Legally: there is technically no amount of modification that makes it yours, it will always belong to the creator.

IRL: enough to make it not easily recognizable as being based on the original.

Just wanted to point out - in the US this is strictly incorrect. You automatically hold copyright on everything you make. Whether it’s similar (or even identical) to someone else’s work doesn’t matter, as long as you came up with it yourself from scratch.

That’s the case almost everywhere on the planet. Automatic assignment of copyright is part of the “Berne Convention” and that’s been signed on to by 167 countries.

Reminds me of a comic I saw on Reddit that everyone was taking credit for making:


It’s usually up to a Judge in Court how much of it needs to be changed. If you get to that point, you probably haven’t saved time or money in using it, so it’s usually safer and faster in the long run to make your own stuff. The exception is Public Domain/Creative Commons licensed stuff.

Believe it or not, I have actually copyrighted the vertex itself. So all models are technically mine…Muhaaa.!:evilgrin:

I just want to chip in and go off topic here… but a few years back it wasn’t allowed to write in any other language than English, unless you’d also write an English translation to the original text…

Has this changed?

Yeah, the official language here is English, but RickyBlender seems unaware of that, among other things. I just figured I’d humor him a little. My reply to him was, approximately:

"Why French?

Fine. Of those seven billion, how many of them are 3d artists? Two percent at most? How could you think that the population of the world has any effect on an artist’s originality? That’s absolutely ridiculous.

<link to Eddie Izzard joke about speaking French>"

Or even more approximately:

There are no completely new ideas perhaps, but if you can’t create something unique it’s because of your own lack of creativity, not because every possible idea has been copyrighted by someone else. There are seven billion people on the Earth. So what? Most of them are not cg artists, so how is that relevant?

Unless you work for someone else who does business related to what you’re making. Look at Tesla and Edison. Edison owned everything Tesla invented until Telsa went off on his own.

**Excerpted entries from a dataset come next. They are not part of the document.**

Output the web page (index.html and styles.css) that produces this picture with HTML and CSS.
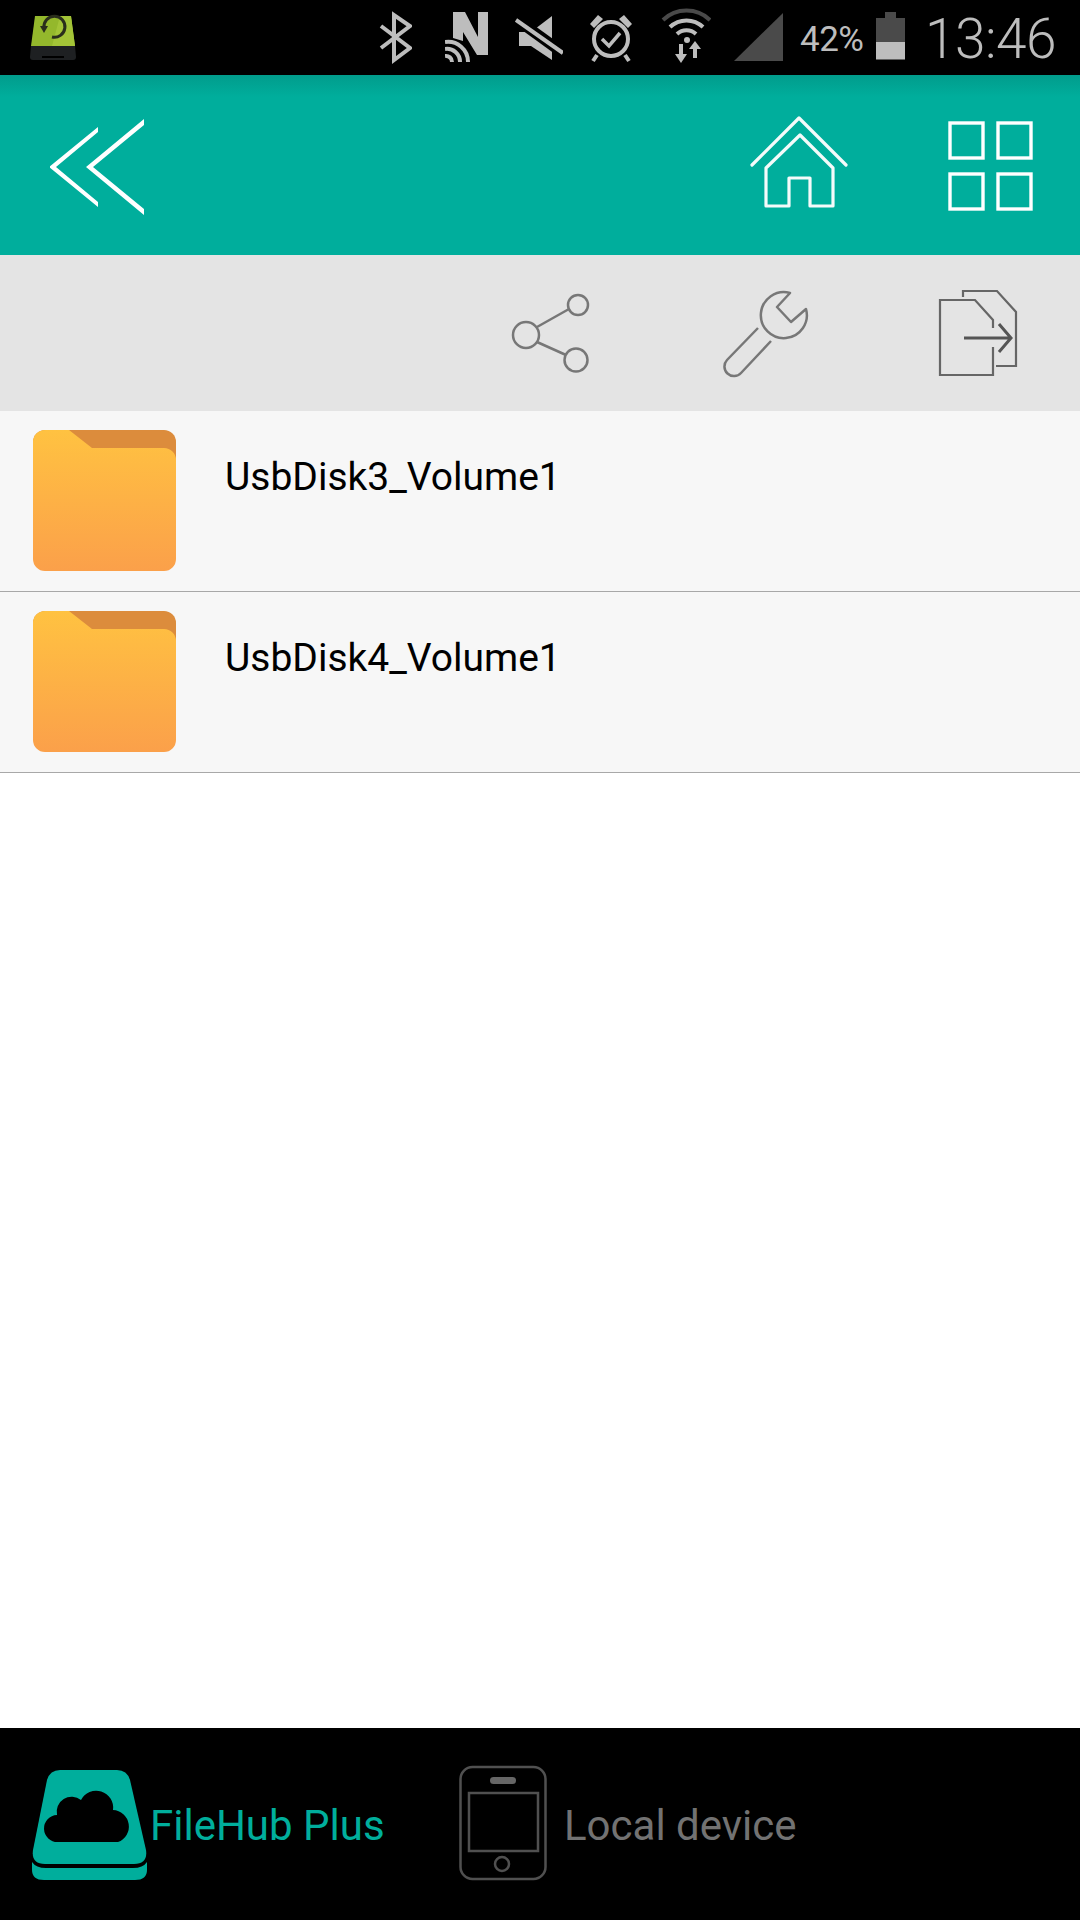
FILE: index.html
```html
<!DOCTYPE html>
<html lang="en">
<head>
  <meta charset="UTF-8">
  <title>FileHub Plus</title>
  <link rel="stylesheet" href="styles.css">
</head>
<body>
  <div class="status-bar">
    <svg class="st-app" viewBox="30 0 46 75">
      <path d="M35 16H71L75 46H31Z" fill="#94b82c"/>
      <path d="M60 16H71L75 46H52Z" fill="#a3c437"/>
      <path d="M31 46H75L76 57Q76 60 73 60H33Q30 60 30 57Z" fill="#1e2022"/>
      <rect x="42" y="56" width="22" height="2" fill="#000"/>
      <path d="M44 28A10.500 10.500 0 1 1 52 37" fill="none" stroke="#2a2e1c" stroke-width="3"/>
      <path d="M40 26H48L44 33Z" fill="#2a2e1c"/>
    </svg>
    <svg class="st-bt" viewBox="379 0 33 75">
      <path d="M381 26L410 48L394 60V15L410 26L381 48" fill="none" stroke="#bdbdbd" stroke-width="4"/>
    </svg>
    <svg class="st-nfc" viewBox="445 0 43 75">
      <path d="M453 12H465L478 37V12H488V55H477L463 32V41L453 38Z" fill="#bdbdbd"/>
      <g fill="none" stroke="#bdbdbd" stroke-width="4">
        <path d="M445 42A20 20 0 0 1 468 62"/>
        <path d="M445 49A13 13 0 0 1 460 62"/>
        <path d="M445 56A6 6 0 0 1 452 62"/>
      </g>
    </svg>
    <svg class="st-mute" viewBox="515 0 48 75">
      <path d="M519 32H531L552 16V60L531 46H519Z" fill="#bdbdbd"/>
      <path d="M516 19L563 53" stroke="#000" stroke-width="11"/>
      <path d="M516 20L563 53" stroke="#bdbdbd" stroke-width="4"/>
    </svg>
    <svg class="st-alarm" viewBox="589 0 44 75">
      <circle cx="611" cy="39" r="17" fill="none" stroke="#bdbdbd" stroke-width="4"/>
      <path d="M590 24L598 15L603 19L594 28Z M632 24L624 15L619 19L628 28Z" fill="#bdbdbd"/>
      <path d="M597 55L593 61M625 55L629 61" stroke="#bdbdbd" stroke-width="4"/>
      <path d="M602 39L609 46L620 33" fill="none" stroke="#bdbdbd" stroke-width="3.500"/>
    </svg>
    <svg class="st-wifi" viewBox="661 0 50 75">
      <path d="M663 20A34 34 0 0 1 710 20" fill="none" stroke="#4a4a4a" stroke-width="4"/>
      <path d="M670 27A24 24 0 0 1 703 27" fill="none" stroke="#bdbdbd" stroke-width="4"/>
      <path d="M677 34A14 14 0 0 1 696 34" fill="none" stroke="#bdbdbd" stroke-width="4"/>
      <circle cx="687" cy="40" r="3" fill="#bdbdbd"/>
      <path d="M681 44V56" stroke="#bdbdbd" stroke-width="4"/>
      <path d="M675 54H687L681 63Z" fill="#bdbdbd"/>
      <path d="M695 47V58" stroke="#bdbdbd" stroke-width="4"/>
      <path d="M689 49H701L695 41Z" fill="#bdbdbd"/>
    </svg>
    <svg class="st-signal" viewBox="734 0 49 75">
      <path d="M734 61H783V13Z" fill="#4a4a4a"/>
    </svg>
    <span class="st-pct">42%</span>
    <svg class="st-batt" viewBox="876 0 29 75">
      <path d="M885 12H896V18H905V42H876V18H885Z" fill="#4a4a4a"/>
      <rect x="876" y="42" width="29" height="17.500" fill="#bdbdbd"/>
    </svg>
    <span class="st-time">13:46</span>
  </div>

  <div class="top-bar">
    <svg class="back-icon" viewBox="50 75 94 180">
      <path d="M49 167L98 127V132L56 167L98 202V207Z" fill="#fff"/>
      <path d="M86 167L144 119V125L93 167L144 209V215Z" fill="#fff"/>
    </svg>
    <svg class="home-icon" viewBox="750 75 98 180">
      <g fill="none" stroke="#f4fbfa" stroke-width="3.200" stroke-linecap="round" stroke-linejoin="round">
        <path d="M752 165L799 118L846 165"/>
        <path d="M766 168L800 135L833 168V206H810V178H789V206H766Z"/>
      </g>
    </svg>
    <svg class="grid-icon" viewBox="948 75 85 180">
      <g fill="none" stroke="#fff" stroke-width="3.400">
        <rect x="950" y="123" width="33" height="35"/>
        <rect x="998" y="123" width="33" height="35"/>
        <rect x="950" y="174" width="33" height="35"/>
        <rect x="998" y="174" width="33" height="35"/>
      </g>
    </svg>
  </div>

  <div class="tool-bar">
    <svg class="share-icon" viewBox="510 255 80 156">
      <g fill="none" stroke="#777" stroke-width="2.500">
        <circle cx="526" cy="335" r="13"/>
        <circle cx="578" cy="305" r="10"/>
        <circle cx="576" cy="360" r="11.500"/>
        <path d="M537 327L569 309M537 342L566 355"/>
      </g>
    </svg>
    <svg class="wrench-icon" viewBox="720 255 90 156">
      <g fill="none" stroke="#777" stroke-width="2.500" stroke-linejoin="round">
        <path d="M790 293L777 307L791 322L806 309A23 23 0 1 1 790 293Z"/>
        <path d="M758 328L727 360A9 9 0 0 0 741 373L771 341"/>
      </g>
    </svg>
    <svg class="file-icon" viewBox="938 255 80 156">
      <g fill="none" stroke="#666" stroke-width="2.200">
        <path d="M993 328V320L975 300H940V375H993V347"/>
        <path d="M963 297V291H997L1016 312V366H996"/>
      </g>
      <path d="M964 338H1011M999 324L1011 338L999 352" fill="none" stroke="#555" stroke-width="3"/>
    </svg>
  </div>

  <div class="file-row">
    <svg class="folder" viewBox="0 0 143 141">
      <defs>
        <linearGradient id="folderFill" x1="0" y1="0" x2="0" y2="1">
          <stop offset="0" stop-color="#ffc241"/>
          <stop offset="1" stop-color="#fba04a"/>
        </linearGradient>
      </defs>
      <rect width="143" height="60" rx="12" fill="#dc8c3c"/>
      <path d="M0 12A12 12 0 0 1 12 0H36L59 18H131A12 12 0 0 1 143 30V129A12 12 0 0 1 131 141H12A12 12 0 0 1 0 129Z" fill="url(#folderFill)"/>
    </svg>
    <span class="file-name">UsbDisk3_Volume1</span>
  </div>
  <div class="file-row">
    <svg class="folder" viewBox="0 0 143 141">
      <rect width="143" height="60" rx="12" fill="#dc8c3c"/>
      <path d="M0 12A12 12 0 0 1 12 0H36L59 18H131A12 12 0 0 1 143 30V129A12 12 0 0 1 131 141H12A12 12 0 0 1 0 129Z" fill="url(#folderFill)"/>
    </svg>
    <span class="file-name">UsbDisk4_Volume1</span>
  </div>

  <div class="spacer"></div>

  <div class="bottom-nav">
    <div class="tab tab-hub">
      <svg class="hub-icon" viewBox="32 1728 115 192">
        <path d="M60 1770H117Q127 1770 130 1780L146 1850Q148 1864 134 1864H45Q31 1864 33 1850L47 1780Q50 1770 60 1770Z" fill="#00ae9c"/>
        <path d="M32 1862Q36 1868 46 1868H133Q143 1868 147 1862V1870Q147 1880 135 1880H44Q32 1880 32 1870Z" fill="#00ae9c"/>
        <path d="M58 1842A13 13 0 0 1 57 1815A15 15 0 0 1 81 1800A17 17 0 0 1 113 1810A16.500 16.500 0 0 1 118 1842Z" fill="#000"/>
      </svg>
      <span class="tab-label">FileHub Plus</span>
    </div>
    <div class="tab tab-local">
      <svg class="phone-icon" viewBox="459 1728 88 192">
        <g fill="none" stroke="#505050" stroke-width="2.500">
          <rect x="460.500" y="1767" width="85" height="112" rx="12"/>
          <rect x="469" y="1793" width="69" height="58"/>
          <circle cx="502" cy="1864" r="7"/>
        </g>
        <rect x="490" y="1777" width="26" height="7" rx="3.500" fill="#666"/>
      </svg>
      <span class="tab-label">Local device</span>
    </div>
  </div>
</body>
</html>
```

FILE: styles.css
```css
html, body {
  height: 100%;
}

body {
  margin: 0;
  display: flex;
  flex-direction: column;
  background-color: #fff;
  font-family: Roboto, sans-serif;
}

svg {
  display: block;
  flex: none;
}

/* status bar */
.status-bar {
  display: flex;
  align-items: stretch;
  height: 75px;
  background-color: #000;
  color: #bdbdbd;
}

.status-bar svg {
  height: 75px;
}

.st-app    { width: 46px; margin-left: 30px; }
.st-bt     { width: 33px; margin-left: 303px; }
.st-nfc    { width: 43px; margin-left: 33px; }
.st-mute   { width: 48px; margin-left: 27px; }
.st-alarm  { width: 44px; margin-left: 26px; }
.st-wifi   { width: 50px; margin-left: 28px; }
.st-signal { width: 49px; margin-left: 23px; }
.st-batt   { width: 29px; margin-left: 11px; }

.st-pct {
  width: 65px;
  margin-left: 17px;
  font-size: 35px;
  line-height: 79px;
  white-space: nowrap;
  letter-spacing: -0.5px;
}

.st-time {
  margin-left: 20px;
  font-size: 55px;
  font-weight: 300;
  line-height: 79px;
  white-space: nowrap;
  letter-spacing: -0.5px;
}

/* teal header */
.top-bar {
  display: flex;
  height: 180px;
  background: linear-gradient(#019c8c, #00ae9c 22px);
}

.top-bar svg {
  height: 180px;
}

.back-icon { width: 94px; margin-left: 50px; }
.home-icon { width: 98px; margin-left: auto; }
.grid-icon { width: 85px; margin-left: 100px; margin-right: 47px; }

/* grey toolbar */
.tool-bar {
  display: flex;
  height: 156px;
  background-color: #e4e4e4;
}

.tool-bar svg {
  height: 156px;
}

.share-icon  { width: 80px; margin-left: 510px; }
.wrench-icon { width: 90px; margin-left: 130px; }
.file-icon   { width: 80px; margin-left: 128px; }

/* folder list */
.file-row {
  display: flex;
  align-items: flex-start;
  height: 180px;
  background-color: #f7f7f7;
  border-bottom: 1px solid #a8a8a8;
}

.folder {
  width: 143px;
  height: 141px;
  margin: 19px 0 0 33px;
}

.file-name {
  margin: 43px 0 0 49px;
  font-size: 39px;
  line-height: 46px;
  color: #000;
}

.spacer {
  flex: 1;
}

/* bottom tabs */
.bottom-nav {
  display: flex;
  height: 192px;
  background-color: #000;
}

.tab {
  display: flex;
  align-items: center;
}

.tab svg {
  height: 192px;
}

.tab-label {
  padding-top: 2px;
  font-size: 42px;
}

.tab-hub {
  width: 459px;
  padding-left: 32px;
  box-sizing: border-box;
  color: #00ae9c;
}

.tab-hub .tab-label {
  margin-left: 3px;
}

.tab-local {
  color: #727272;
}

.tab-local .tab-label {
  margin-left: 17px;
}

.hub-icon   { width: 115px; }
.phone-icon { width: 88px; }
```
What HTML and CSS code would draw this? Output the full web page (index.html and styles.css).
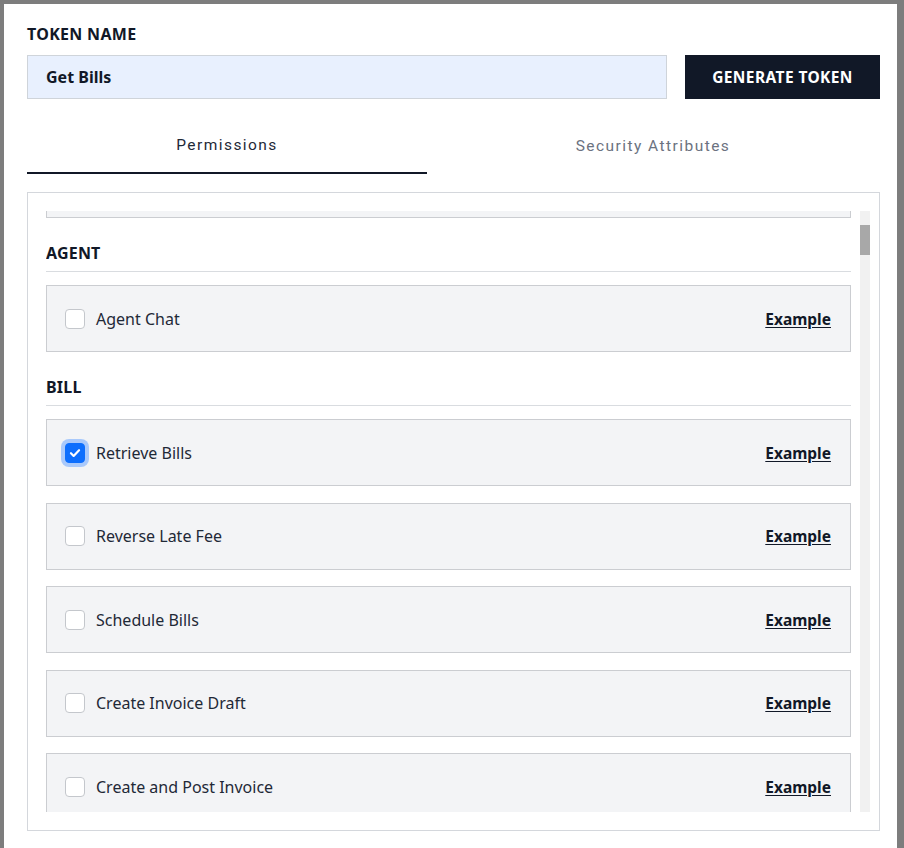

It’s the same with artworks. No one at Pixar owns what they create. Technically, if Pixar wanted to be dicks, they could even claim copyright on anything their artists create at home, but they don’t. Of course, that might change now that Disney owns Pixar. :spin:

My experience with copyrights/patents is mostly with podcasting and some on the educational front and some on the technical hobby fronts (electronics engineering by degree and field/bench/test console tech by trade ), And keep in mind I am in no way a lawyer. But now that that disclaimer is presented.

Please keep in mind when dealing with copyrights and patents and the like when it comes to determining ownership and fair use. And this is by no means an all inclusive list.

1- Intent. What is your intent. Is your intent to educate, act in the capacity of presenting news, Or in artistic endeavors. was it research or self entertainment? Or was your intent to mod someones work and pass it off as your own?
2- Is what you did covered under fair use? If you are doing say a media production and you show a clip of someone-else work as part of a news presentation, If it is you may well have grounds to do so under fair use.
3- Is what you did part of an educational process? There is leeway for fair use if it is part of an educational process.
4- Is it still recognizable as the original product? If the layman who is familiar with the source work was to look at your product would they ask what is it, Or would they compliment you on your fan art?

But if you want some honest advice, Look at things such as makeahuman if you just need some meshes to get things done for your game, Document your efforts in time stamped sort of ways. upload private vidio’s to youtube or whatever and however you choose to document your efforts.
Read the above link I gave you often It won’t make you a lawyer but it will at least educate you enough to guide your actions. And if you are in doubt one way or another, Get a hundred dollars or so and find a lawyer to educate you, it is buying peace of mind and may well save you from a costly mishap.